Setting up Hatch/installing the package [some not really about the template]

  • Docs for setting up the environment if using hatch would be nice. I spent a lot of time figuring out why hatch new --init wasn't working before running hatch env create.
  • If the package name is different to the project name a [tool.hatch.build.targets.wheel], packages=["mypath"] value needs to be added to pyproject.toml. I think the template allows these names to be different but doesn't update the hatch stuff to reflect.
  • Rather than a [tool.hatch] section with envs.default.<xyz> keys I seemed to need a [tool.hatch.envs.default] section for it to pick up the values correctly.
  • Is it necessary for there to be dependencies (pytest) listed in tool.hatch.envs.default when these are also specified in project.optional-dependencies? It seems optional dependencies are not installed in the hatch environment so I guess the answer is yes.
    • Edit: The Hatch docs suggest adding a features block to tool.hatch.envs to do this.
  • (as an aside) it's nice that hatch seems to be able to manage python versions on its own!
  • When I try to update a dependency: "ERROR: pip's dependency resolver does not currently take into account all the packages that are installed. This behaviour is the source of the following dependency conflicts.
    locomoset 0.1.0 requires wandb~=0.15.11, but you have wandb 0.17.0 which is incompatible." -> I had 0.15.11 before and I'm telling you it now should be 0.17.0?
    • If I deleted and recreated the environment it was fine after, but don't get why updating the pyproject.toml then syncing dependencies didn't work.
  • If I configure Hatch to put virtual environments in .venv VS Code still doesn't use them automatically as the Hatch env is put in a sub-directory within .venv.
  • Is there not an equivalent of poetry add, is it just by changing pyproject.toml manually?

Using the template

  • The pytest options make loads of my tests fail due to warnings from other packages. Maybe I should be better at suppressing/fixing these warnings but it feels quite aggressive as the default.
  • name-tests-test in pre-commit is shouting at me for having files that don't start with test_ in my tests directory (those files don't contain tests), but wouldn't be a big deal to exclude them.
  • mypy is shouting at me about a lot but unsurprising since I didn't use mypy in that project.
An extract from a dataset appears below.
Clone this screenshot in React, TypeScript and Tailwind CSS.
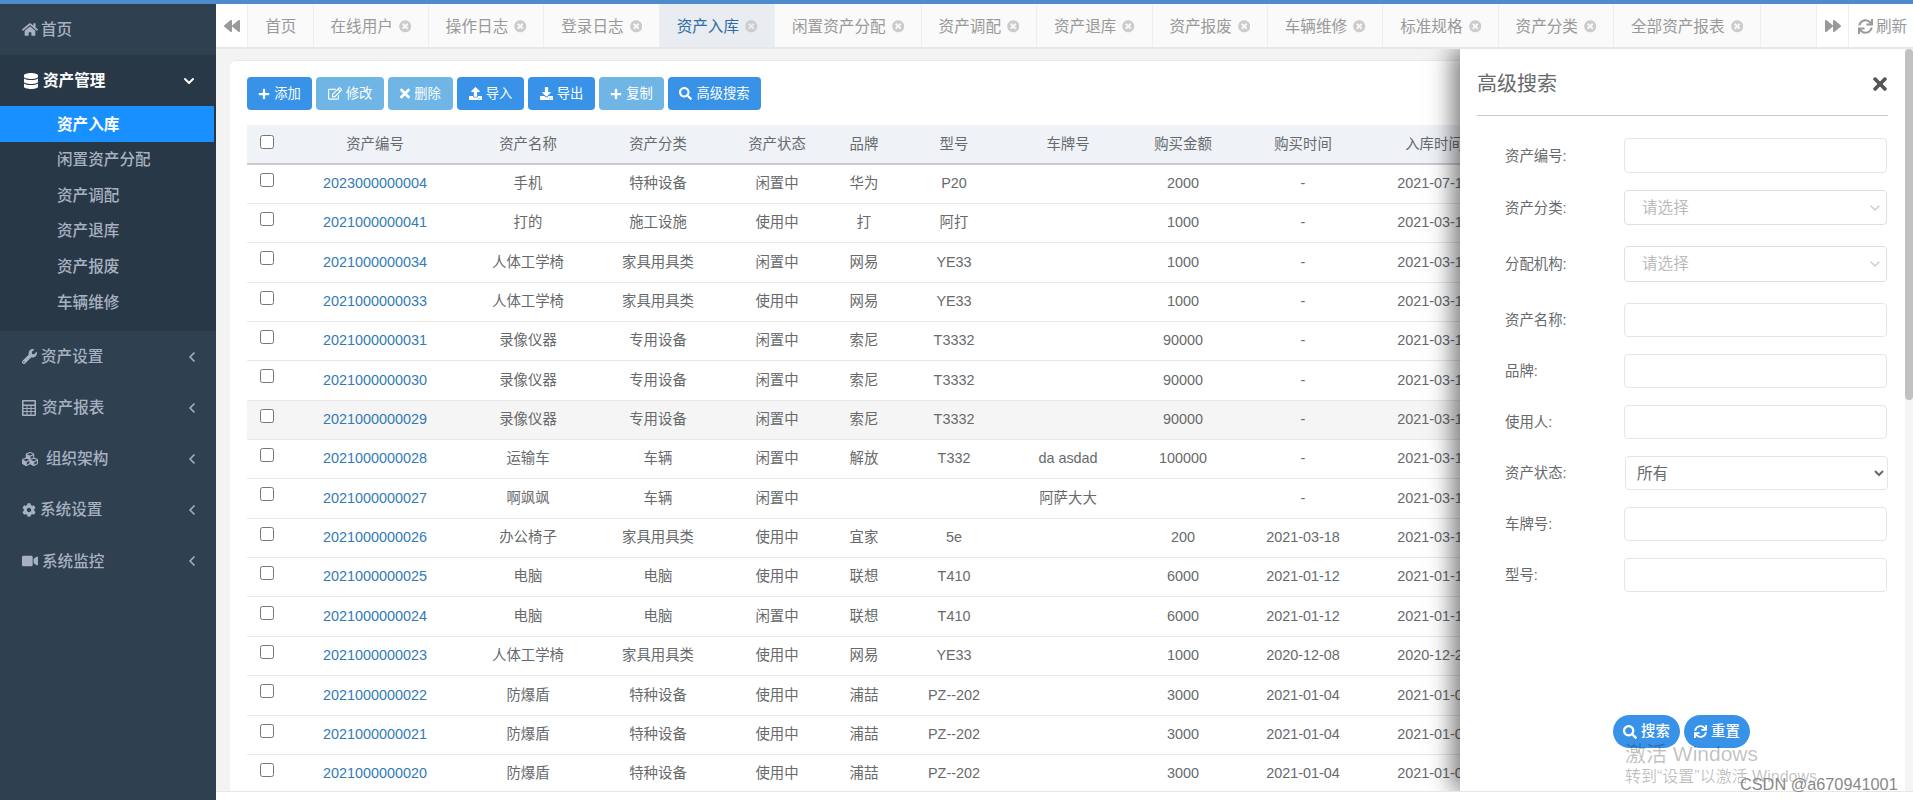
import type { ComponentType } from "react";
import {
  FaBackward,
  FaCog,
  FaCubes,
  FaDatabase,
  FaDownload,
  FaForward,
  FaHome,
  FaPlus,
  FaRegEdit,
  FaSearch,
  FaSync,
  FaTimes,
  FaTimesCircle,
  FaUpload,
  FaVideo,
  FaWrench,
} from "react-icons/fa";
import { ChevronDown, ChevronLeft } from "lucide-react";

type Icon = ComponentType<{ className?: string }>;

// fa-calculator from the old icon font, react-icons only has the solid one
const CalculatorIcon = ({ className }: { className?: string }) => (
  <svg viewBox="0 0 14 16" fill="currentColor" className={className}>
    <path
      fillRule="evenodd"
      d="M1 0h12a1 1 0 0 1 1 1v14a1 1 0 0 1-1 1H1a1 1 0 0 1-1-1V1a1 1 0 0 1 1-1zM1.5 1.5v3h11v-3zM1.5 6v2h3V6zM5.5 6v2h3V6zM9.5 6v2h3V6zM1.5 9v2h3V9zM5.5 9v2h3V9zM9.5 9v2h3V9zM1.5 12v2.5h3V12zM5.5 12v2.5h3V12zM9.5 12v2.5h3V12z"
    />
  </svg>
);

const subMenu = ["资产入库", "闲置资产分配", "资产调配", "资产退库", "资产报废", "车辆维修"];

const bottomMenu: { label: string; icon: Icon; iconClass: string }[] = [
  { label: "资产设置", icon: FaWrench, iconClass: "w-[15px] h-[15px] mr-[4px]" },
  { label: "资产报表", icon: CalculatorIcon, iconClass: "w-[14px] h-[16px] mr-[6px]" },
  { label: "组织架构", icon: FaCubes, iconClass: "w-[16px] h-[16px] mr-[8px]" },
  { label: "系统设置", icon: FaCog, iconClass: "w-[14px] h-[14px] mr-[4px]" },
  { label: "系统监控", icon: FaVideo, iconClass: "w-[16px] h-[16px] mr-[4px]" },
];

const tabs = [
  "在线用户",
  "操作日志",
  "登录日志",
  "资产入库",
  "闲置资产分配",
  "资产调配",
  "资产退库",
  "资产报废",
  "车辆维修",
  "标准规格",
  "资产分类",
  "全部资产报表",
];

const toolbar: { label: string; icon: Icon; className: string; iconClass: string }[] = [
  { label: "添加", icon: FaPlus, className: "w-[65px] bg-[#3893e8]", iconClass: "w-[12px] h-[12px]" },
  { label: "修改", icon: FaRegEdit, className: "w-[68px] bg-[#6fb5e6]", iconClass: "w-[14px] h-[13px]" },
  { label: "删除", icon: FaTimes, className: "w-[65px] bg-[#6fb5e6]", iconClass: "w-[10px] h-[15px]" },
  { label: "导入", icon: FaUpload, className: "w-[67px] bg-[#3893e8]", iconClass: "w-[13px] h-[13px]" },
  { label: "导出", icon: FaDownload, className: "w-[67px] bg-[#3893e8]", iconClass: "w-[13px] h-[13px]" },
  { label: "复制", icon: FaPlus, className: "w-[65px] bg-[#6fb5e6]", iconClass: "w-[12px] h-[12px]" },
  { label: "高级搜索", icon: FaSearch, className: "w-[93px] bg-[#3893e8]", iconClass: "w-[13px] h-[13px]" },
];

const columns = [38, 180, 126, 134, 104, 70, 110, 118, 112, 128, 134];
const headers = ["资产编号", "资产名称", "资产分类", "资产状态", "品牌", "型号", "车牌号", "购买金额", "购买时间", "入库时间"];

const rows = [
  ["2023000000004", "手机", "特种设备", "闲置中", "华为", "P20", "", "2000", "-", "2021-07-14"],
  ["2021000000041", "打的", "施工设施", "使用中", "打", "阿打", "", "1000", "-", "2021-03-18"],
  ["2021000000034", "人体工学椅", "家具用具类", "闲置中", "网易", "YE33", "", "1000", "-", "2021-03-18"],
  ["2021000000033", "人体工学椅", "家具用具类", "使用中", "网易", "YE33", "", "1000", "-", "2021-03-18"],
  ["2021000000031", "录像仪器", "专用设备", "闲置中", "索尼", "T3332", "", "90000", "-", "2021-03-18"],
  ["2021000000030", "录像仪器", "专用设备", "闲置中", "索尼", "T3332", "", "90000", "-", "2021-03-18"],
  ["2021000000029", "录像仪器", "专用设备", "闲置中", "索尼", "T3332", "", "90000", "-", "2021-03-18"],
  ["2021000000028", "运输车", "车辆", "闲置中", "解放", "T332", "da asdad", "100000", "-", "2021-03-18"],
  ["2021000000027", "啊飒飒", "车辆", "闲置中", "", "", "阿萨大大", "", "-", "2021-03-18"],
  ["2021000000026", "办公椅子", "家具用具类", "使用中", "宜家", "5e", "", "200", "2021-03-18", "2021-03-18"],
  ["2021000000025", "电脑", "电脑", "使用中", "联想", "T410", "", "6000", "2021-01-12", "2021-01-18"],
  ["2021000000024", "电脑", "电脑", "闲置中", "联想", "T410", "", "6000", "2021-01-12", "2021-01-18"],
  ["2021000000023", "人体工学椅", "家具用具类", "使用中", "网易", "YE33", "", "1000", "2020-12-08", "2020-12-28"],
  ["2021000000022", "防爆盾", "特种设备", "使用中", "浦喆", "PZ--202", "", "3000", "2021-01-04", "2021-01-08"],
  ["2021000000021", "防爆盾", "特种设备", "使用中", "浦喆", "PZ--202", "", "3000", "2021-01-04", "2021-01-08"],
  ["2021000000020", "防爆盾", "特种设备", "使用中", "浦喆", "PZ--202", "", "3000", "2021-01-04", "2021-01-08"],
];

const fields: { label: string; kind: "input" | "choose" | "status"; rowClass: string }[] = [
  { label: "资产编号:", kind: "input", rowClass: "h-[35px] mb-[17px]" },
  { label: "资产分类:", kind: "choose", rowClass: "h-[35px] mb-[21px]" },
  { label: "分配机构:", kind: "choose", rowClass: "h-[36px] mb-[21px]" },
  { label: "资产名称:", kind: "input", rowClass: "h-[34px] mb-[17px]" },
  { label: "品牌:", kind: "input", rowClass: "h-[34px] mb-[17px]" },
  { label: "使用人:", kind: "input", rowClass: "h-[34px] mb-[17px]" },
  { label: "资产状态:", kind: "status", rowClass: "h-[34px] mb-[17px]" },
  { label: "车牌号:", kind: "input", rowClass: "h-[34px] mb-[17px]" },
  { label: "型号:", kind: "input", rowClass: "h-[34px] mb-[17px]" },
];

const Sidebar = () => (
  <aside className="w-[216px] shrink-0 bg-[#2f4050] text-[15.6px] font-medium text-[#a7b1c2]">
    <div className="flex h-[51px] items-center pl-[22px]">
      <FaHome className="mr-[3px] h-[15px] w-[16px]" />
      首页
    </div>
    <div className="h-[276px] bg-[#293846]">
      <div className="flex h-[51px] items-center pt-[1px] pr-[19px] pl-[24px] font-bold text-white">
        <FaDatabase className="mr-[5px] h-[16px] w-[14px]" />
        <span className="flex-1">资产管理</span>
        <ChevronDown className="h-[16px] w-[16px]" strokeWidth={3} />
      </div>
      {subMenu.map((item, i) => (
        <div
          key={item}
          className={`flex h-[35.6px] items-center pt-[1px] pl-[57px] ${i === 0 ? "w-[214px] bg-[#1890ff] font-bold text-white" : ""}`}
        >
          {item}
        </div>
      ))}
    </div>
    {bottomMenu.map((item) => (
      <div key={item.label} className="flex h-[51.2px] items-center pr-[16px] pl-[22px]">
        <item.icon className={item.iconClass} />
        <span className="flex-1">{item.label}</span>
        <ChevronLeft className="h-[16px] w-[16px]" strokeWidth={2.5} />
      </div>
    ))}
  </aside>
);

const TabBar = () => (
  <div className="relative z-20 flex h-[45px] shrink-0 border-b-2 border-[#e7e7e7] bg-white text-[15.6px] text-[#999999]">
    <div className="flex w-[32px] items-center justify-center border-r border-[#eeeeee]">
      <FaBackward className="h-[16px] w-[16px]" />
    </div>
    <div className="flex flex-1 bg-[#fafafa]">
      <div className="flex items-center border-r border-[#eeeeee] pt-[2px] pr-[16.25px] pl-[17.25px]">首页</div>
      {tabs.map((tab) => (
        <div
          key={tab}
          className={`flex items-center gap-[6px] border-r border-[#eeeeee] px-[16.75px] pt-[2px] ${tab === "资产入库" ? "bg-[#e9ecf1] text-[#2e6da4]" : ""}`}
        >
          {tab}
          <FaTimesCircle className="h-[12.5px] w-[12.5px] text-[#cccccc]" />
        </div>
      ))}
    </div>
    <div className="flex w-[33px] items-center justify-center border-x border-[#eeeeee]">
      <FaForward className="h-[16px] w-[16px]" />
    </div>
    <div className="flex w-[64px] items-center gap-[3px] pt-[2px] pl-[9px]">
      <FaSync className="h-[15px] w-[15px]" />
      刷新
    </div>
  </div>
);

const AssetTable = () => (
  <table className="w-[1254px] table-fixed border-collapse text-center text-[14.4px] text-[#676a6c]">
    <colgroup>
      {columns.map((w, i) => (
        <col key={i} style={{ width: w }} />
      ))}
    </colgroup>
    <thead>
      <tr className="h-[39px] border-b-2 border-[#c9cacc] bg-[#eff2f7]">
        <th className="pb-[5px] pl-[1px] font-normal">
          <input type="checkbox" className="h-[14px] w-[14px] align-middle" />
        </th>
        {headers.map((h) => (
          <th key={h} className="pt-[2px] font-normal whitespace-nowrap">
            {h}
          </th>
        ))}
      </tr>
    </thead>
    <tbody>
      {rows.map((row, i) => (
        <tr key={row[0]} className={`h-[39.36px] border-b border-[#e7e7e7] ${i === 6 ? "bg-[#f5f5f5]" : ""}`}>
          <td className="pb-[9px] pl-[1px]">
            <input type="checkbox" className="h-[14px] w-[14px] align-middle" />
          </td>
          {row.map((cell, j) => (
            <td key={j} className={`whitespace-nowrap ${j === 0 ? "text-[#337ab7]" : ""}`}>
              {cell}
            </td>
          ))}
        </tr>
      ))}
    </tbody>
  </table>
);

const SearchField = ({ kind }: { kind: "input" | "choose" | "status" }) => {
  if (kind === "status") {
    return (
      <select className="ml-[1px] h-full w-[263px] rounded-[4px] border border-[#e5e6e7] pl-[7px] text-[15.6px] text-[#676a6c]">
        <option>所有</option>
      </select>
    );
  }
  if (kind === "choose") {
    return (
      <div className="flex h-full w-[263px] items-center justify-between rounded-[4px] border border-[#dcdfe6] pr-[3px] pl-[17px] text-[15.6px] text-[#bbbbbb]">
        请选择
        <ChevronDown className="h-[16px] w-[16px] text-[#cccccc]" />
      </div>
    );
  }
  return <input className="h-full w-[263px] rounded-[4px] border border-[#e5e6e7]" />;
};

const SearchPanel = () => (
  <div className="absolute inset-y-0 right-0 flex w-[445px] flex-col bg-white pl-[17px] text-[#676a6c] shadow-[-8px_0_22px_rgba(0,0,0,0.5)]">
    <div className="mr-[17px] flex h-[67px] shrink-0 items-center justify-between border-b border-[#cccccc] pt-[3px] pr-[1px]">
      <span className="text-[20px]">高级搜索</span>
      <FaTimes className="h-[20px] w-[14px] text-[#555555]" />
    </div>
    <div className="mt-[22px] pl-[28px] text-[14.4px]">
      {fields.map((f) => (
        <div key={f.label} className={`flex items-center ${f.rowClass}`}>
          <span className="w-[119px] pt-[2px]">{f.label}</span>
          <SearchField kind={f.kind} />
        </div>
      ))}
    </div>
    <div className="mt-auto mb-[43px] ml-[136px] flex gap-[4px] text-[14.4px] font-medium text-white">
      <div className="flex h-[33px] w-[67px] items-center justify-center gap-[4px] rounded-full bg-[#3893e8]">
        <FaSearch className="h-[14px] w-[14px]" />
        搜索
      </div>
      <div className="flex h-[33px] w-[66px] items-center justify-center gap-[4px] rounded-full bg-[#3893e8]">
        <FaSync className="h-[13px] w-[13px]" />
        重置
      </div>
    </div>
  </div>
);

export default function App() {
  return (
    <div className="relative flex h-[800px] flex-col overflow-hidden bg-white font-['Liberation_Sans','Noto_Sans_CJK_SC',sans-serif]">
      <div className="h-[4px] shrink-0 bg-[#4e8bcd]" />
      <div className="flex min-h-0 flex-1">
        <Sidebar />
        <div className="flex min-w-0 flex-1 flex-col">
          <TabBar />
          <div className="flex h-[742px] shrink-0">
            <div className="relative min-w-0 flex-1 overflow-hidden bg-[#f3f3f4] pt-[11px] pl-[14px]">
              <div className="h-[760px] rounded-tl-[6px] border-t border-[#e7eaec] bg-white pt-[16px] pl-[17px]">
                <div className="flex gap-[4px] text-[13.3px] text-white">
                  {toolbar.map((b) => (
                    <div
                      key={b.label}
                      className={`flex h-[33px] items-center justify-center gap-[4px] rounded-[4px] ${b.className}`}
                    >
                      <b.icon className={b.iconClass} />
                      {b.label}
                    </div>
                  ))}
                </div>
                <div className="mt-[15px]">
                  <AssetTable />
                </div>
              </div>
              <SearchPanel />
            </div>
            <div className="z-10 w-[8px] shrink-0 bg-[#f5f5f5]">
              <div className="h-[351px] rounded-[4px] bg-[#c1c1c1]" />
            </div>
          </div>
          <div className="flex-1 border-t border-[#e7e7e7]" />
        </div>
      </div>
      <div className="pointer-events-none absolute top-[739px] left-[1625px] z-30 text-[21px] leading-[30px] text-black/25">
        激活 Windows
      </div>
      <div className="pointer-events-none absolute top-[767px] left-[1625px] z-30 text-[16px] leading-[20px] text-black/25">
        转到“设置”以激活 Windows
      </div>
      <div className="pointer-events-none absolute top-[774px] left-[1740px] z-30 text-[16.3px] leading-[20px] text-[#888888]">
        CSDN @a670941001
      </div>
    </div>
  );
}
But does the pre-commit config remove type-checking if it's not asked for in the template setup (I haven't checked but don't see anything in the pre-commit config that would remove it)?
  • The default ruff config picks up on some interesting things, but not sure I'd want all of them to block commits/fail actions.
    • Edit: Actually, having gone through them the vast majority I'd be happy to have flagged, the main ones I'm not sure about are EM101, EM102, B028, which IMO sacrifice readability/ease of development for slightly better logs/tracebacks. There are also several cases of ARG001 and ARG002 I'd need to ignore (unused arguments for compatibility with other functions/classes), though I can see this helping more often than hurting.